===== Extracted entries =====
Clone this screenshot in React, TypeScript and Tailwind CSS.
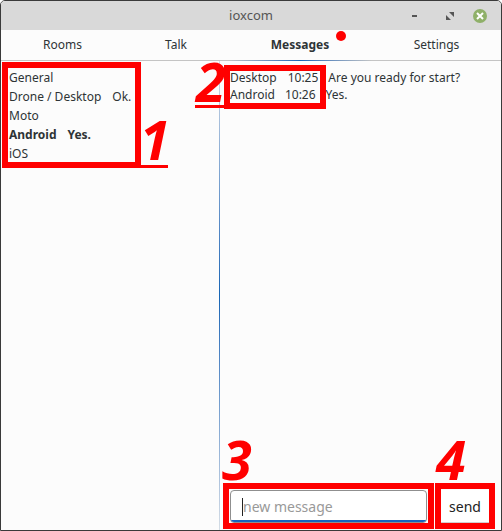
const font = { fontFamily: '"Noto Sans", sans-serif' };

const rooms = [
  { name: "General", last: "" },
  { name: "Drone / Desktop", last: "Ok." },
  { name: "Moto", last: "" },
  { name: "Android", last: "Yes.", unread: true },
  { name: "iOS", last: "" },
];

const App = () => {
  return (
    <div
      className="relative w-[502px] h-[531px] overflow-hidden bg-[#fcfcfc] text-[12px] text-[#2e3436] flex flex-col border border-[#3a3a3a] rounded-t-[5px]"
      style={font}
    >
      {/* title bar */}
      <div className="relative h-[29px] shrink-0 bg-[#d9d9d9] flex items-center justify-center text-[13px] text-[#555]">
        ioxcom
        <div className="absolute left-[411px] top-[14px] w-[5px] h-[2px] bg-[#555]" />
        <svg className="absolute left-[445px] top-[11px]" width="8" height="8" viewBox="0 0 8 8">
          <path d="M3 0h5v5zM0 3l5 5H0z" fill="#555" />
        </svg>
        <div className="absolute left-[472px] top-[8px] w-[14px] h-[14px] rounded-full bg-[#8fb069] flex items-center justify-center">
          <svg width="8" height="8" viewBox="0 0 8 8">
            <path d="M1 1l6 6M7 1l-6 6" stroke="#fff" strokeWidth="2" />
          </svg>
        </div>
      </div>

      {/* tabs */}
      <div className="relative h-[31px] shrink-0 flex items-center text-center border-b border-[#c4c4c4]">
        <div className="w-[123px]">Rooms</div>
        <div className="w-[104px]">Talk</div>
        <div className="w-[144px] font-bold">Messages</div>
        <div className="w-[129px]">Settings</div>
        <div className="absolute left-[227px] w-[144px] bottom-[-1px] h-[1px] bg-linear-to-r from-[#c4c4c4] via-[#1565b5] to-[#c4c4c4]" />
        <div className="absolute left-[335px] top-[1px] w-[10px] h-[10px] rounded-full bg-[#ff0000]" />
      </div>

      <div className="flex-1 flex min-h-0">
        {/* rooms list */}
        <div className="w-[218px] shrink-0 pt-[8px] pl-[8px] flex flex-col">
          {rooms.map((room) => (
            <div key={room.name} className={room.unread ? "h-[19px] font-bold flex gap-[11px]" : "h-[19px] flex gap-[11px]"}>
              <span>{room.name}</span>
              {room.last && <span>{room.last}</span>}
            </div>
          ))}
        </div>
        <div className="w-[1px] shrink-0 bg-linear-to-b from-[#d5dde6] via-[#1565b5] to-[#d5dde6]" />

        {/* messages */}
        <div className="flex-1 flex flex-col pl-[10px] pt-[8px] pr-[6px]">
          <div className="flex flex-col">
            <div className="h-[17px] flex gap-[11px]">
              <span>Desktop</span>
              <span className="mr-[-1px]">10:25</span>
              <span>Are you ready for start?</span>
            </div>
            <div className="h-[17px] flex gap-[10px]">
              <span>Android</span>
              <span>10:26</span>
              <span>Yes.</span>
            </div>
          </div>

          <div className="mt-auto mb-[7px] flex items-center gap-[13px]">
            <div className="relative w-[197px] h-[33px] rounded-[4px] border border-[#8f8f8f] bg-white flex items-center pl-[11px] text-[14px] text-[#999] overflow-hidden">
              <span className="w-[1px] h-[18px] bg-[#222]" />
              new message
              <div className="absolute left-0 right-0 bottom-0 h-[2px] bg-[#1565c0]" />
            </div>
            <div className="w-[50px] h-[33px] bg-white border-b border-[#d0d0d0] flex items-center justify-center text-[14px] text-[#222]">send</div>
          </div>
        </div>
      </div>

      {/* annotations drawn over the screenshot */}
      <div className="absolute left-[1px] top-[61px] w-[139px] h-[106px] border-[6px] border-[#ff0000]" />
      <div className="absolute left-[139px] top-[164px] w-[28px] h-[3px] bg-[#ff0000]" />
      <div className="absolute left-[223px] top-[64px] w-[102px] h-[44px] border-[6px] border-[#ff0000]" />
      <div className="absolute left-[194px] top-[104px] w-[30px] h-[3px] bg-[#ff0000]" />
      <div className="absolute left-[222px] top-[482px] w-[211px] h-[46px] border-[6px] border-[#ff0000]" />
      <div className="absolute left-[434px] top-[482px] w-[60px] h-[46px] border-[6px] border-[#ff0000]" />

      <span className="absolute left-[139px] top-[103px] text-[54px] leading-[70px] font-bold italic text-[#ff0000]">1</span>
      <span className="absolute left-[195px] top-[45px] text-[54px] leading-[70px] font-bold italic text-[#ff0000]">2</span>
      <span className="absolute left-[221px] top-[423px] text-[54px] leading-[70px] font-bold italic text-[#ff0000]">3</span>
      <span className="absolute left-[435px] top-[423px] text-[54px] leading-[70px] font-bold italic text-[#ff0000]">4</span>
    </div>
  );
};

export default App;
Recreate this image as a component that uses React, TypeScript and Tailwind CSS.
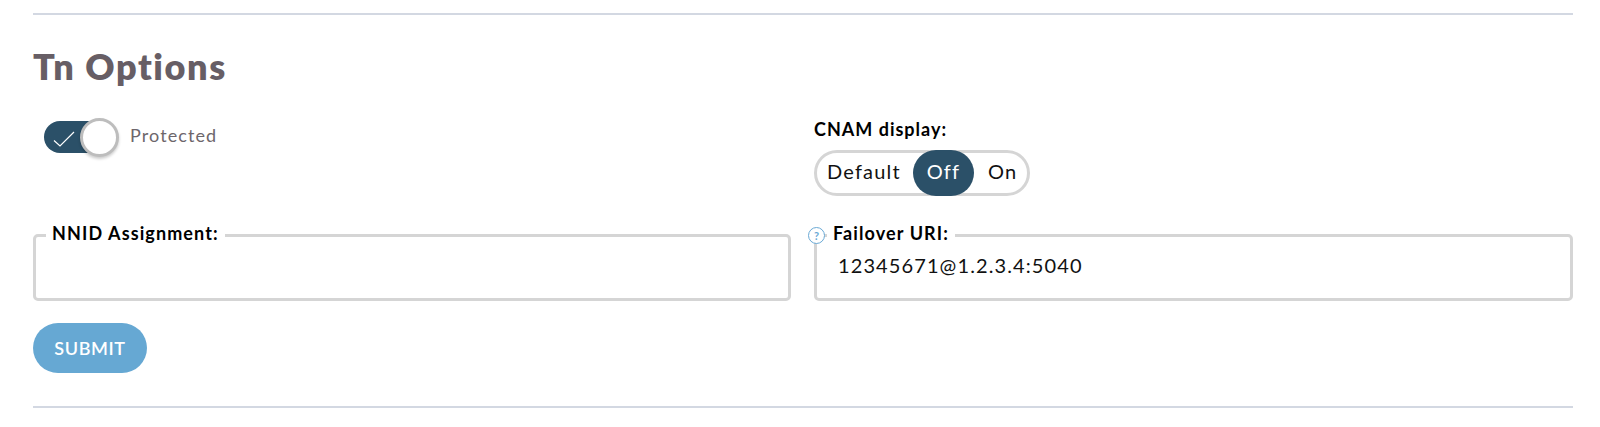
=====
> [Direction] Determine how many lines of the listing hold the word "Tailwind" and reply with that figure alone.

> [Exercise result] 2